Thelonious Monk with his band in 1959, from “The Jazz Loft According to W. Eugene Smith.” Credit 2016 The Heirs of W. Eugene Smith, FilmBuff

This year’s edition, which runs through February 5, kicks off with a foulmouthed film about the Rolling Stones (Robert Frank’s 1972 Cocksucker Blues) that followed the band on tour after the Altamont debacle, and was so raunchy and revealing about the seedier side of rock that it was shelved, and is only rarely seen. Here’s your chance. You might want to pair it with the more genteel, if that’s the right word, The Rolling Stones Olé Olé Olé!, filmed on last year’s Latin American tour. I like the looks of 1957’s The Jazz Loft According to W. Eugene Smith, filmed by the Life Magazine photographer when he lived and worked in an illegal loft teeming with artists and musicians and house parties and jam sessions in Manhattan’s Flower District during a golden age of jazz; A Poem Is a Naked Person, a cinematic portrait of Leon Russell directed by Maureen Gosling and the great Les Blank that was unreleased for 40 years because Russell, a co-producer, didn’t like it; and Mose Allison: Ever Since I Stole the Blues, Paul Bernays’ portrait of the essence-of-hip pianist and singer who was yet another member of last year’s sizable artists’ march into the final sunset. You, no doubt, will find your own favorites. Check the schedule and put on your toe-tapping shoes. It’s a tradition.
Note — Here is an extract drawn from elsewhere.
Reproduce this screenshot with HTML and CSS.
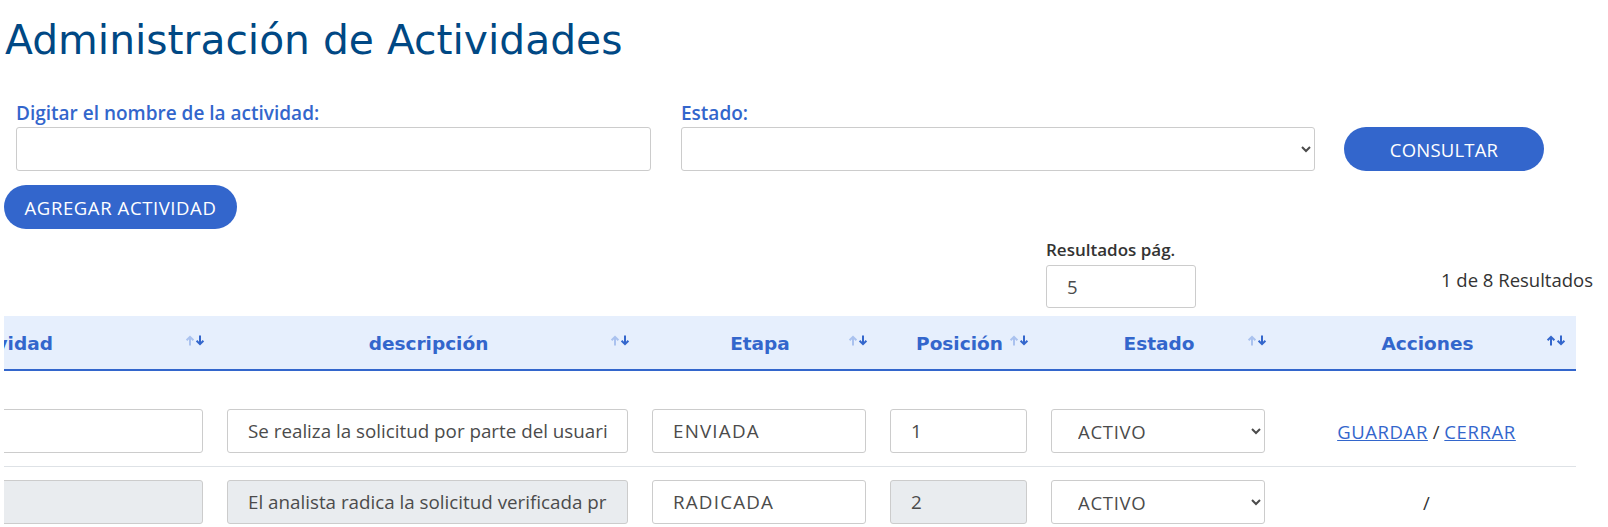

“El Payaso,” opening at Milagro Theatre. Photo © Russell J Young

El Payaso at Milagro. Milagro’s newest national touring show, which gets its premiere starting Thursday in the company’s hometown, takes its inspiration from Ben Linder, the young engineer from Portland who was killed by Contra fighters in 1987 while working to build a small hydroelectric dam in one of Nicaragua’s poorest areas. The story, by Emilio Rodriguez, sends a contemporary Latino student to Nicaragua to see the outcome of Linder’s work thirty years ago. El Payaso is bilingual, with some lines in Spanish and some in English, and it’s part of Fertile Ground, getting an early jump on the citywide new-performance festival’s January 19-29 run.

CoHo searches for D.B. Cooper. The premiere of db, Tommy Smith’s play about the infamous hijacker who boarded a plane in Portland in 1971, rerouted it to SeaTac, picked up $200,000, then parachuted out with the loot somewhere over the wilderness of southwest Washington state, opens Friday. Isaac Lamb directs a promising cast including Duffy Epstein, Rebecca Lingafelter, and others. It’s an early-entry part of Fertile Ground, too.

Fly Guy: The Musical. Oregon Children’s Theatre’s newest world premiere is about a kid named Buzz and his pet Fly Guy and Fly Guy’s friend Fly Girl and an unfortunate school field trip to a flyswatter factory, and with a plot like that, what could go wrong? Saturday through February 12 in the Newmark Theatre.

Atlas art at Central Library. Venice, 1779.

Atlas Art: Title Pages and Frontispieces, 1493-1852. The Collins Gallery at the Multnomah County Central Library downtown regularly hosts intriguing exhibitions, and this one looks especially fascinating: a show of art from print atlases from almost as far back as Gutenberg (his movable-type press debuted in 1439) to the middle of the 19th century. The exhibit opened Saturday, in the midst of Snowpocalypse, and the reception was postponed until 2-5 p.m. this Saturday, January 14. It’s on view regular library hours through February 27.

brownsville song (b-side for tray). The informal play-reading group The Reading Parlor, which attracts some of the best actors in town for its cold readings of recent scripts, takes on Kimber Lee’s 2014 drama about the aftermath of the slaying of an African-American high school kid in Brooklyn: “He ain’t run with no crew. He ain’t beef with nobody. He was not the same old story.” 6:30 p.m. Monday, January 16, Cerimon House.

Variations on the Death of Trotsky, and other comedies. Just in time for the inauguration, a little revolutionary comedy: three short plays from the witty pen of David Ives, a fourth by Rich Orloff. In the title play, Trotsky takes the stage with a climber’s ax stuck in his skull, and proceeds to riff. Staged readings by Readers Theatre Repertory, Friday and Saturday at Blackfish Gallery.